## COLLECTED MATERIAL
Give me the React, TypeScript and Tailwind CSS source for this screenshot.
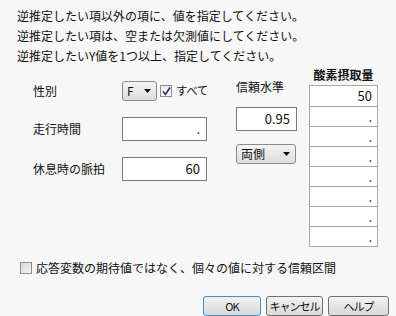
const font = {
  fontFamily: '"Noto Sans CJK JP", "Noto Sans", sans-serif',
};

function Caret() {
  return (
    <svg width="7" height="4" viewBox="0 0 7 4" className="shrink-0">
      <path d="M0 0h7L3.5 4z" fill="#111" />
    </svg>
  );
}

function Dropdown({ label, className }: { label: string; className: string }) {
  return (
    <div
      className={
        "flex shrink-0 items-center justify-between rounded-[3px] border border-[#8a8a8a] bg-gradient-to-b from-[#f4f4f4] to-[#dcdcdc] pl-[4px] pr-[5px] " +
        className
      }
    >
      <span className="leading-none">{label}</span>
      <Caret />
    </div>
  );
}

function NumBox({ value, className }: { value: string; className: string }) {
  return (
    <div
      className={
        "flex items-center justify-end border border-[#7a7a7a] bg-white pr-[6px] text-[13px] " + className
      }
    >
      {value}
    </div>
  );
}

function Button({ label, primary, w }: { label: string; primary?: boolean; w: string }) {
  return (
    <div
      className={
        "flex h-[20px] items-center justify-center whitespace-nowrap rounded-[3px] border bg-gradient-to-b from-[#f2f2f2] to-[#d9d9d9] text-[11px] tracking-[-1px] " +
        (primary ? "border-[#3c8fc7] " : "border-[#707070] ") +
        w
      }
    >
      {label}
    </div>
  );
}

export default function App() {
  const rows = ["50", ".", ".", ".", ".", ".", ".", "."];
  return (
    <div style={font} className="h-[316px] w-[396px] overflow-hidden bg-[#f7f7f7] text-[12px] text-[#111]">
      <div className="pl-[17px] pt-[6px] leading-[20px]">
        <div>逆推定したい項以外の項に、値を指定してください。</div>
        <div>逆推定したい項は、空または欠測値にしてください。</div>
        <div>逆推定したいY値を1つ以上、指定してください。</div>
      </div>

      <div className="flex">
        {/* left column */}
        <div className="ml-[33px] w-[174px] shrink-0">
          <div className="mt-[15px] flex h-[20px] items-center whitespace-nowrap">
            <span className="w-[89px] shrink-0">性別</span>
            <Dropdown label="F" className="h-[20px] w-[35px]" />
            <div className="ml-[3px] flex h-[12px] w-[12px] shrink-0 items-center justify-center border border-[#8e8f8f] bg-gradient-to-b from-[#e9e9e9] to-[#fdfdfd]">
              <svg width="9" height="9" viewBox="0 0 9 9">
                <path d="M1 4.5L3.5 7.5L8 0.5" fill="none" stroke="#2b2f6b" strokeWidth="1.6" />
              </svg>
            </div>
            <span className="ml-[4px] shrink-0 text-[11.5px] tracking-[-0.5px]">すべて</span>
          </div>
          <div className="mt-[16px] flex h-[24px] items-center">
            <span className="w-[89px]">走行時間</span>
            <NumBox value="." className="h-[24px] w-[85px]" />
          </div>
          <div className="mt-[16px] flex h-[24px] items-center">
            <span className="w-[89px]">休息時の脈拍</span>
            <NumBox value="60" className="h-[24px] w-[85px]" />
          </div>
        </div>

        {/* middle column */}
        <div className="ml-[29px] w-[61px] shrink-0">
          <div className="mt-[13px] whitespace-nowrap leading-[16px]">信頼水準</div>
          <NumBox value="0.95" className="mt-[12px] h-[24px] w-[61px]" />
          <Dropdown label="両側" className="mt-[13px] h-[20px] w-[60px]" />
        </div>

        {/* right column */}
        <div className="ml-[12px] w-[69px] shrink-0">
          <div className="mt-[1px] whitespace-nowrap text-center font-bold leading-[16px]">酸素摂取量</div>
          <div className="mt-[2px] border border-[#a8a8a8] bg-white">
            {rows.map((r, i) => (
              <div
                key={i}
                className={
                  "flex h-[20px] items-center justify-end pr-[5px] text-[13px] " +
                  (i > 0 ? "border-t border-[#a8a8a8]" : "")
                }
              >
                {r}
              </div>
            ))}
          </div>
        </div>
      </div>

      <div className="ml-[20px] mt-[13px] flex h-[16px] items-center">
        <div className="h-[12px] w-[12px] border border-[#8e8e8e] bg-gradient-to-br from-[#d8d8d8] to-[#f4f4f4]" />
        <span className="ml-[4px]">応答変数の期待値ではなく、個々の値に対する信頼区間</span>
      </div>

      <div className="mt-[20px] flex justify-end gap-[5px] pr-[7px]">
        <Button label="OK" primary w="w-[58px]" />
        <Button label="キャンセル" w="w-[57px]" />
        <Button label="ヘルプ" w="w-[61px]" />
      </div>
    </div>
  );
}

## PROBLEM TO SOLVE
Copy out all the data exactly; skip the pictures.

## EXERCISE OUTPUT
Give me the React, TypeScript and Tailwind CSS source for this screenshot.
const font = {
  fontFamily: '"Noto Sans CJK JP", "Noto Sans", sans-serif',
};

function Caret() {
  return (
    <svg width="7" height="4" viewBox="0 0 7 4" className="shrink-0">
      <path d="M0 0h7L3.5 4z" fill="#111" />
    </svg>
  );
}

function Dropdown({ label, className }: { label: string; className: string }) {
  return (
    <div
      className={
        "flex shrink-0 items-center justify-between rounded-[3px] border border-[#8a8a8a] bg-gradient-to-b from-[#f4f4f4] to-[#dcdcdc] pl-[4px] pr-[5px] " +
        className
      }
    >
      <span className="leading-none">{label}</span>
      <Caret />
    </div>
  );
}

function NumBox({ value, className }: { value: string; className: string }) {
  return (
    <div
      className={
        "flex items-center justify-end border border-[#7a7a7a] bg-white pr-[6px] text-[13px] " + className
      }
    >
      {value}
    </div>
  );
}

function Button({ label, primary, w }: { label: string; primary?: boolean; w: string }) {
  return (
    <div
      className={
        "flex h-[20px] items-center justify-center whitespace-nowrap rounded-[3px] border bg-gradient-to-b from-[#f2f2f2] to-[#d9d9d9] text-[11px] tracking-[-1px] " +
        (primary ? "border-[#3c8fc7] " : "border-[#707070] ") +
        w
      }
    >
      {label}
    </div>
  );
}

export default function App() {
  const rows = ["50", ".", ".", ".", ".", ".", ".", "."];
  return (
    <div style={font} className="h-[316px] w-[396px] overflow-hidden bg-[#f7f7f7] text-[12px] text-[#111]">
      <div className="pl-[17px] pt-[6px] leading-[20px]">
        <div>逆推定したい項以外の項に、値を指定してください。</div>
        <div>逆推定したい項は、空または欠測値にしてください。</div>
        <div>逆推定したいY値を1つ以上、指定してください。</div>
      </div>

      <div className="flex">
        {/* left column */}
        <div className="ml-[33px] w-[174px] shrink-0">
          <div className="mt-[15px] flex h-[20px] items-center whitespace-nowrap">
            <span className="w-[89px] shrink-0">性別</span>
            <Dropdown label="F" className="h-[20px] w-[35px]" />
            <div className="ml-[3px] flex h-[12px] w-[12px] shrink-0 items-center justify-center border border-[#8e8f8f] bg-gradient-to-b from-[#e9e9e9] to-[#fdfdfd]">
              <svg width="9" height="9" viewBox="0 0 9 9">
                <path d="M1 4.5L3.5 7.5L8 0.5" fill="none" stroke="#2b2f6b" strokeWidth="1.6" />
              </svg>
            </div>
            <span className="ml-[4px] shrink-0 text-[11.5px] tracking-[-0.5px]">すべて</span>
          </div>
          <div className="mt-[16px] flex h-[24px] items-center">
            <span className="w-[89px]">走行時間</span>
            <NumBox value="." className="h-[24px] w-[85px]" />
          </div>
          <div className="mt-[16px] flex h-[24px] items-center">
            <span className="w-[89px]">休息時の脈拍</span>
            <NumBox value="60" className="h-[24px] w-[85px]" />
          </div>
        </div>

        {/* middle column */}
        <div className="ml-[29px] w-[61px] shrink-0">
          <div className="mt-[13px] whitespace-nowrap leading-[16px]">信頼水準</div>
          <NumBox value="0.95" className="mt-[12px] h-[24px] w-[61px]" />
          <Dropdown label="両側" className="mt-[13px] h-[20px] w-[60px]" />
        </div>

        {/* right column */}
        <div className="ml-[12px] w-[69px] shrink-0">
          <div className="mt-[1px] whitespace-nowrap text-center font-bold leading-[16px]">酸素摂取量</div>
          <div className="mt-[2px] border border-[#a8a8a8] bg-white">
            {rows.map((r, i) => (
              <div
                key={i}
                className={
                  "flex h-[20px] items-center justify-end pr-[5px] text-[13px] " +
                  (i > 0 ? "border-t border-[#a8a8a8]" : "")
                }
              >
                {r}
              </div>
            ))}
          </div>
        </div>
      </div>

      <div className="ml-[20px] mt-[13px] flex h-[16px] items-center">
        <div className="h-[12px] w-[12px] border border-[#8e8e8e] bg-gradient-to-br from-[#d8d8d8] to-[#f4f4f4]" />
        <span className="ml-[4px]">応答変数の期待値ではなく、個々の値に対する信頼区間</span>
      </div>

      <div className="mt-[20px] flex justify-end gap-[5px] pr-[7px]">
        <Button label="OK" primary w="w-[58px]" />
        <Button label="キャンセル" w="w-[57px]" />
        <Button label="ヘルプ" w="w-[61px]" />
      </div>
    </div>
  );
}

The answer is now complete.